The you "no longer have readers" part isn't true, at not in this quarter.

I came out of a fucked up family (I know, what family isn't? -- but some guys get to grow up in less fucked up families than others); my mother, her two sisters and their mother were all alcoholics.

When after all but the younger sister were gone and my father had married HER, she became reclusive and succumbed to alcohol after my father's death (he had no addictions but was extremely comfortable with, and manipulative of, those of others). I got her into detox, the half-way house, and the final month in a rural facility. She never drank again. In the final exit interview she revealed that all of her uncles also had drinking problems -- the greatest validation of a genetic disposition I have ever heard.

She didn't get all of her health back but she did get several extra years to enjoy my two adopted daughters whom she dearly loved, and her view of life changed from largely negative to much more positive.

As to the cars, they are the great American symbol of personal freedom, possibilities, and image, no?

Karliiiiita said...

wow! you really got a nice blog here:))
I've read some of your posts, Only the best:)

try to visit my blog too..
much love♥♥

noblesavage said...

Oh, an MKF feeling sorry for himself post.

If you will remember, when we were roomies, I got on this AA kick. It was kind of odd, because I've never been much of an addict -- or compulsive about much of anything.

But, I felt that AA was one of the few places where the people were so real and honest about their lives as they were, versus how they wanted them to be. I found it then a powerful model for anyone in life. I still do.

I'm not saying 12 step programs are as successful in getting addicts clean. But, that's really never been my focus.

I think the model is all about getting myself honest about my true place in this world and the same for everyone else alive honest.

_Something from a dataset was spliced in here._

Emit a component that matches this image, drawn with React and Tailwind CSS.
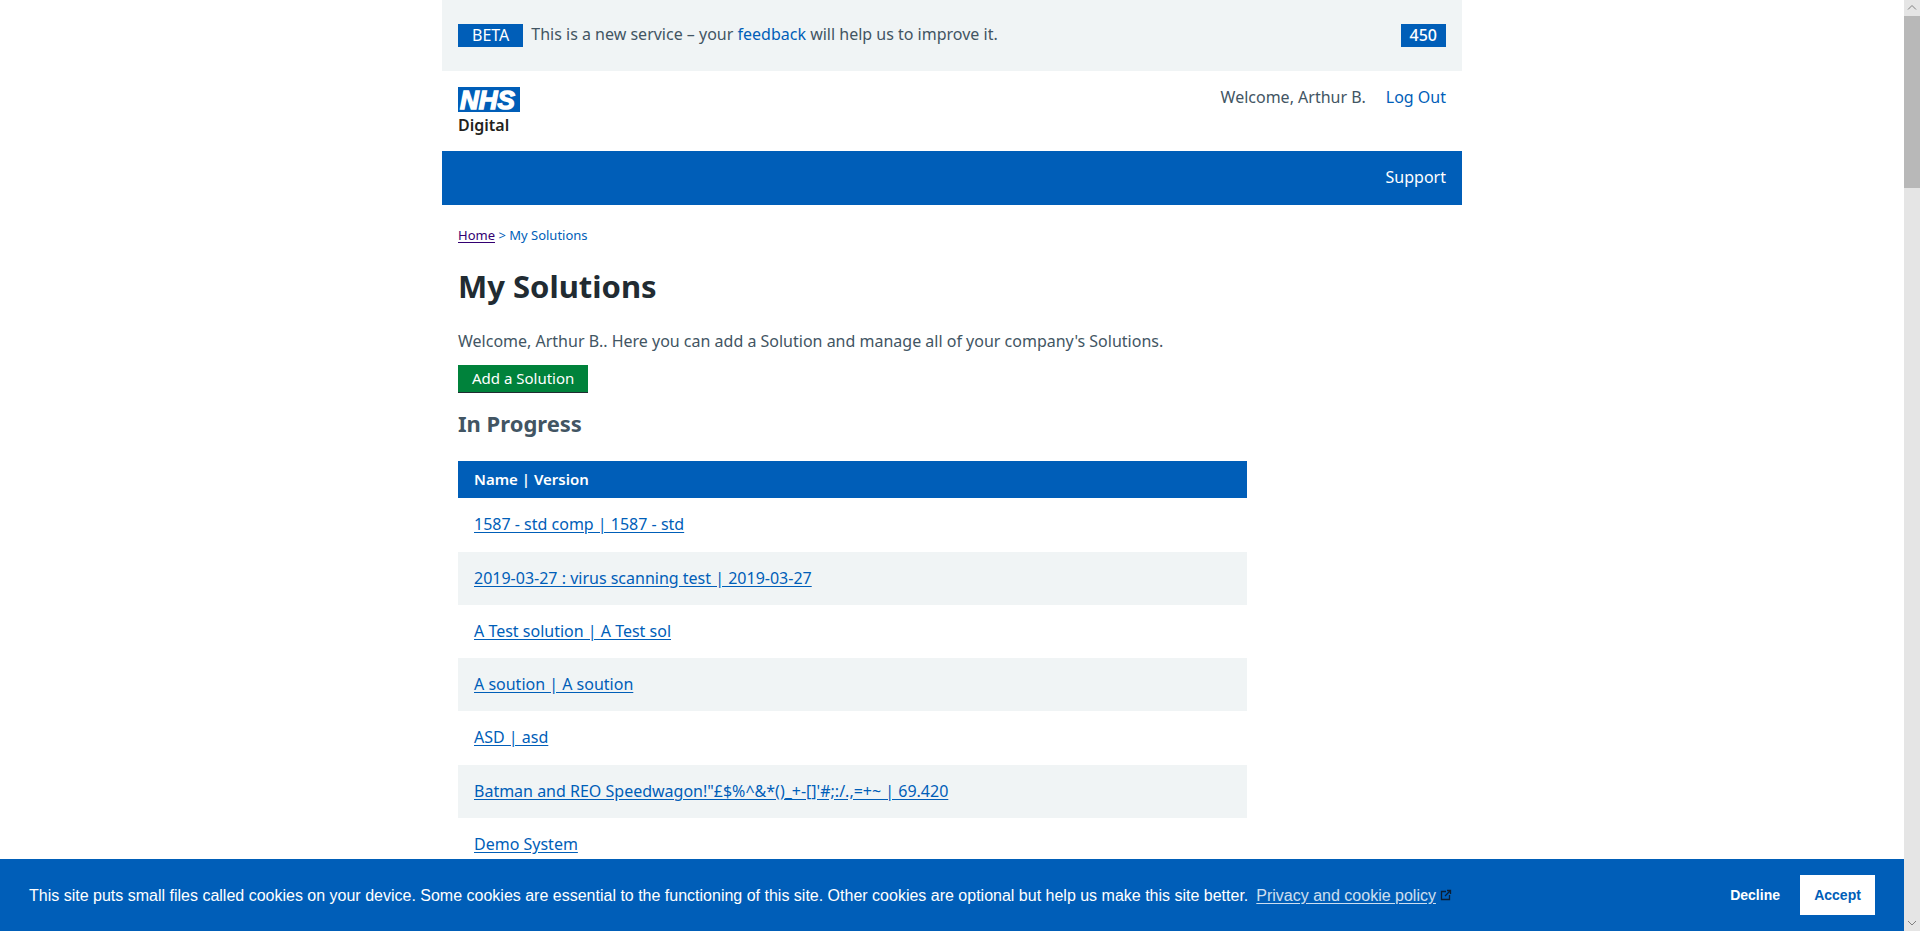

If I may, you know what you are missing in life, you just never appreciate what you have. For all of your anhedonia, you also have the ability to be ruthlessly honest about yourself and others without fantasy, delusion, or sentimentality. This is a gift far more valuable than you have ever valued it.

mkf said...

will: wow--i wish i had genetics to blame, but alcoholism in my family (both sides) is pretty rare.

noblesavage: i was gonna tell you how much i'd missed your comments--and then i started reading this one ;)

judi said...

but you've got a really nice blog, Mikey. I know, 'cause I've read some of your posts - only the best. ;)

:::shrug:::

I adore you, but it's probably because we're both vodka drinkin' whores.

and as a random aside (you know I have to insert all things Austin as often as possible), I finally made it to Zilker Park this weekend (for Austin City Limits). Each time I venture out of Cedar Park and into Austin I fall a little more in love with the city.